#### AIM
Search the records for "index" and copy each line that holds it.

"""

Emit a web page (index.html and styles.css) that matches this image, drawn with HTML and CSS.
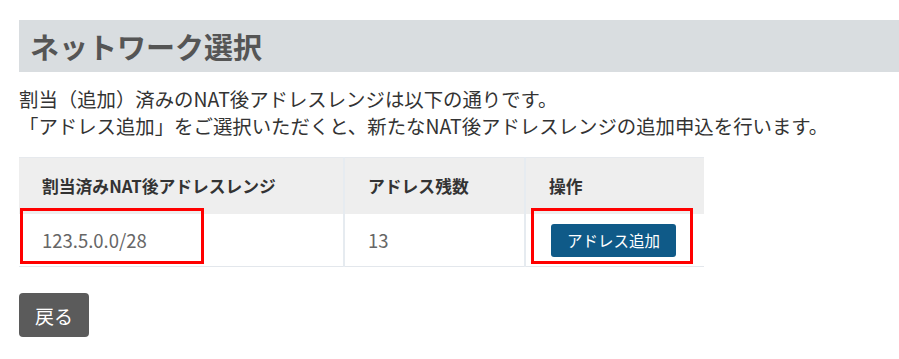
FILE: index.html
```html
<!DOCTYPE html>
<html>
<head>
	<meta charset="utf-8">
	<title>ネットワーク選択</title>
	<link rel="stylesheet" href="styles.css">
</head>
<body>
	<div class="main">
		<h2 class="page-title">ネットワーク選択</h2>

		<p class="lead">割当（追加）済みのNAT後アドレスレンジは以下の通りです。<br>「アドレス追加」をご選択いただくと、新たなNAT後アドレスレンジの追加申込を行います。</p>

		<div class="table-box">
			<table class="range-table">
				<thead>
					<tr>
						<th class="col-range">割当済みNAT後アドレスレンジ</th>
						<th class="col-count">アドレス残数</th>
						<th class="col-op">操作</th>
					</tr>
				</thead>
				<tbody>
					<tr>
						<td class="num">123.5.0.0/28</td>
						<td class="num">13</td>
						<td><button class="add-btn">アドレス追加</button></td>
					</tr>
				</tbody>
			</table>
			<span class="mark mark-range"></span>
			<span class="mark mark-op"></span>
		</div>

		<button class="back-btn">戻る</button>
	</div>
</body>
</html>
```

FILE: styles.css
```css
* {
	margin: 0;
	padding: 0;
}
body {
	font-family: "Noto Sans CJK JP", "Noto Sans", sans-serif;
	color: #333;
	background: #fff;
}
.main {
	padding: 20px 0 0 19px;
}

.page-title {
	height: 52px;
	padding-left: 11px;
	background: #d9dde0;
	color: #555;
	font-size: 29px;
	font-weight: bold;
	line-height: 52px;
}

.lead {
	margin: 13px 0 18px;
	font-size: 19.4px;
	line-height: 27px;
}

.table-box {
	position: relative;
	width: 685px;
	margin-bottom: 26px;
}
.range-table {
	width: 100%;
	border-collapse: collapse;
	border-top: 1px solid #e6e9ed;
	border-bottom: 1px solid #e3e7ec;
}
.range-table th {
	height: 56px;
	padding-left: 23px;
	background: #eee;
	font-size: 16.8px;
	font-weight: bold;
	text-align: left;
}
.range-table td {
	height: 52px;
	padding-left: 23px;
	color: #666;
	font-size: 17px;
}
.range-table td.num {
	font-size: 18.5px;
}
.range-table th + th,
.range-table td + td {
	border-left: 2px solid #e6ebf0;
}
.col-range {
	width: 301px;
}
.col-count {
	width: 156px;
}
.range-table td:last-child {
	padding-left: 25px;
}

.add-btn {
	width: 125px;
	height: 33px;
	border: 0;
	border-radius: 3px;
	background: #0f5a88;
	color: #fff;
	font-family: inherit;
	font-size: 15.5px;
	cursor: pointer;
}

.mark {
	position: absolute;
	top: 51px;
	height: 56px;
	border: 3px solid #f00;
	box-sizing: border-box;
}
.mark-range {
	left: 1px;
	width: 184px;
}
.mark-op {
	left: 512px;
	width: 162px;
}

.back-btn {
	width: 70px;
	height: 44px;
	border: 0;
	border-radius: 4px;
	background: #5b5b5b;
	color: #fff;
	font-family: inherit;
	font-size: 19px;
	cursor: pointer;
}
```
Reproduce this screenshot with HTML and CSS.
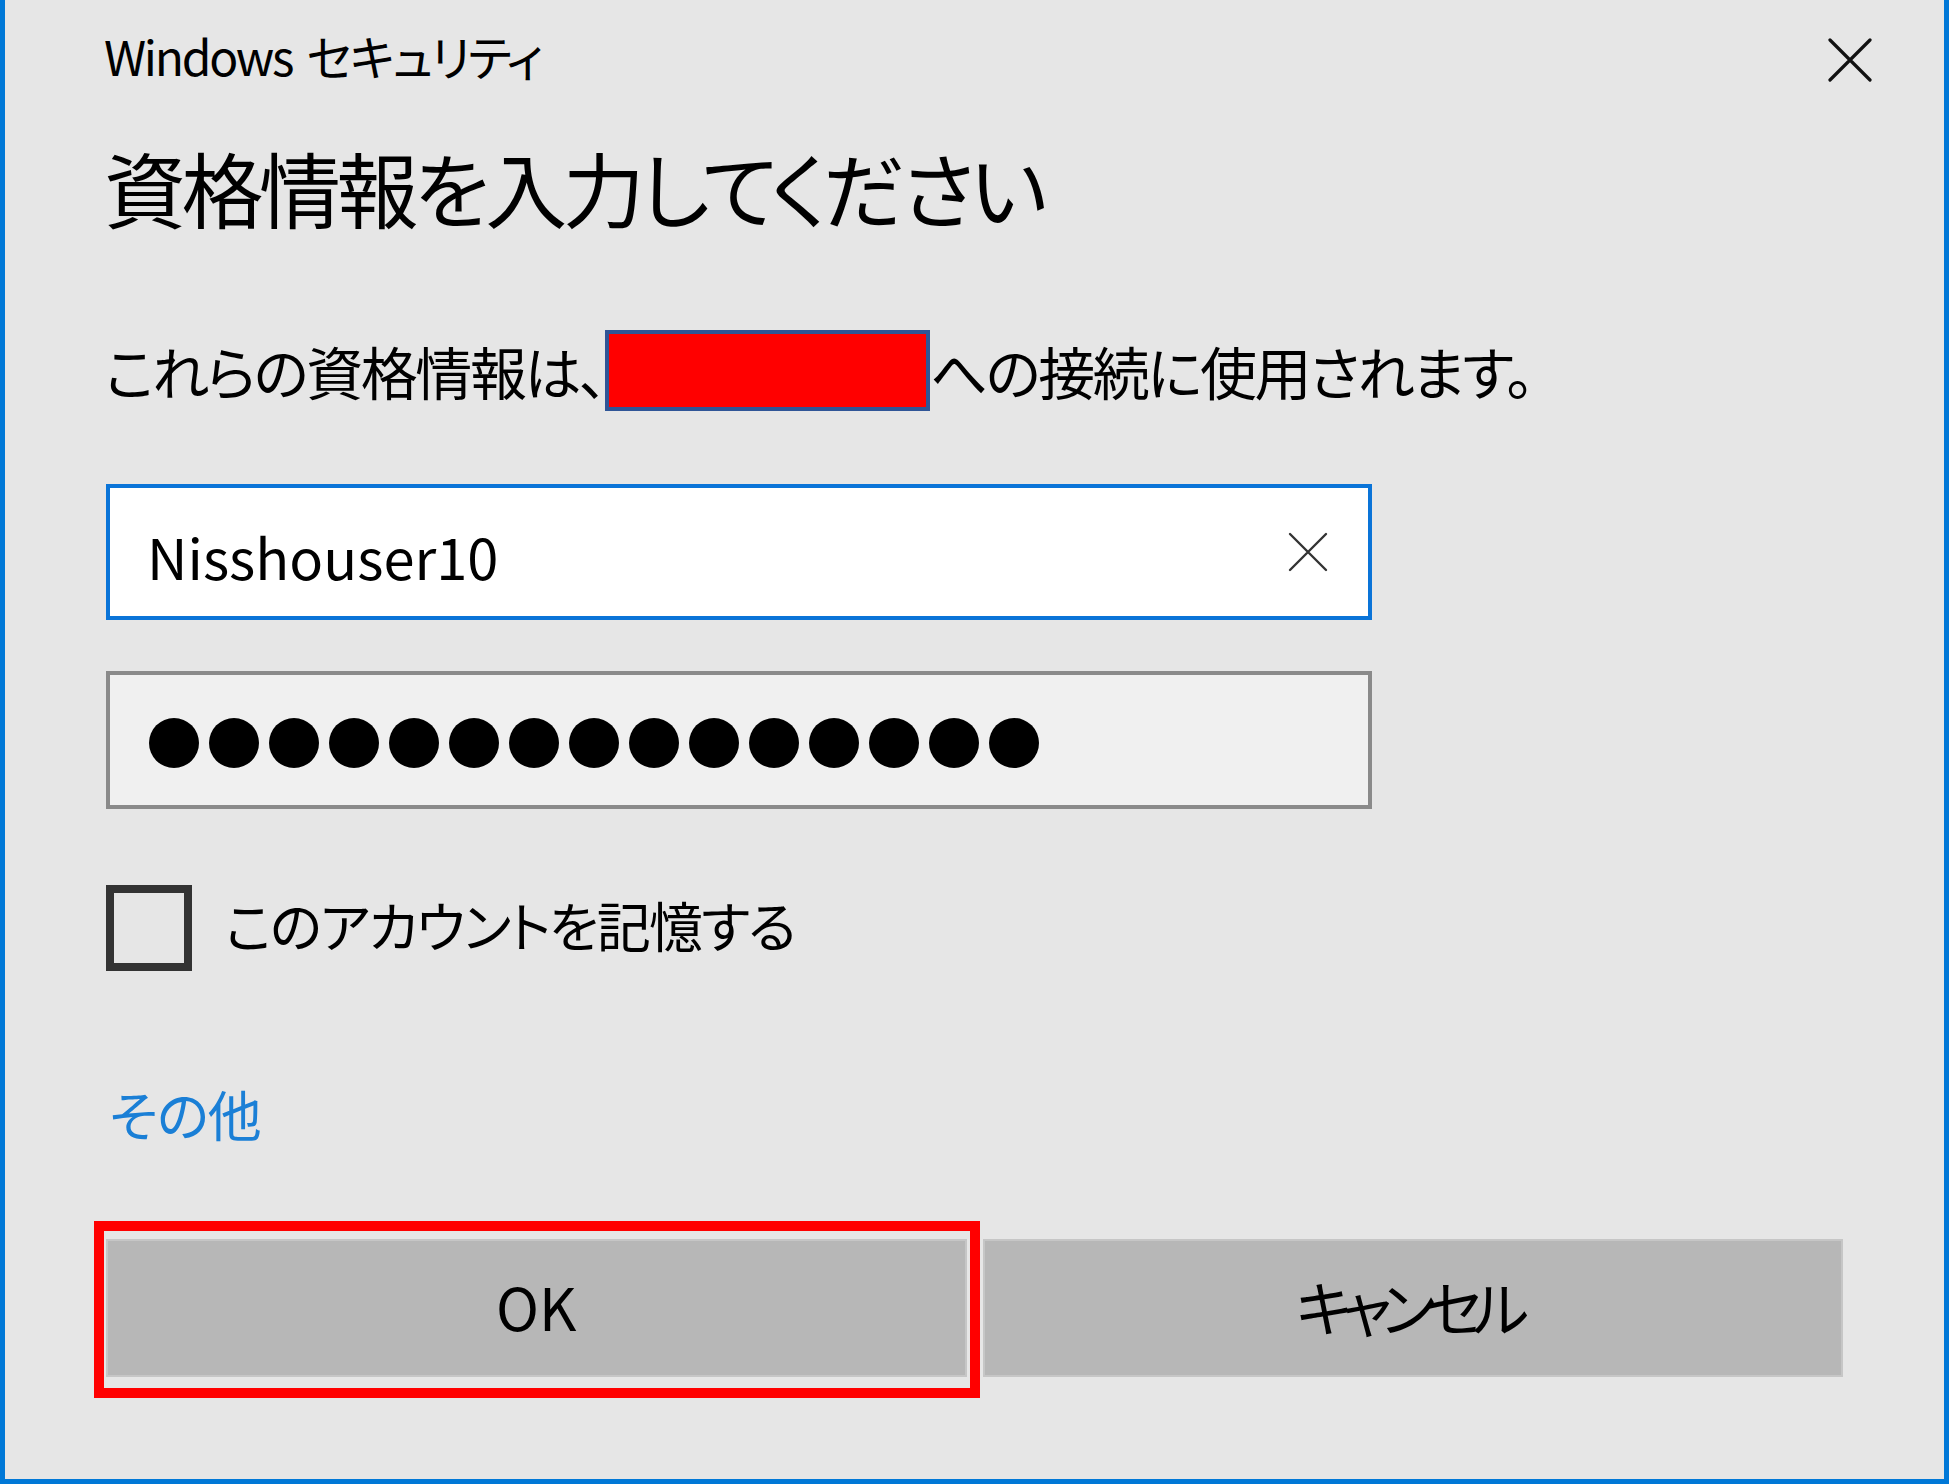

"""

#### SOLUTION TO THIS PROBLEM
Emit a web page (index.html and styles.css) that matches this image, drawn with HTML and CSS.
FILE: index.html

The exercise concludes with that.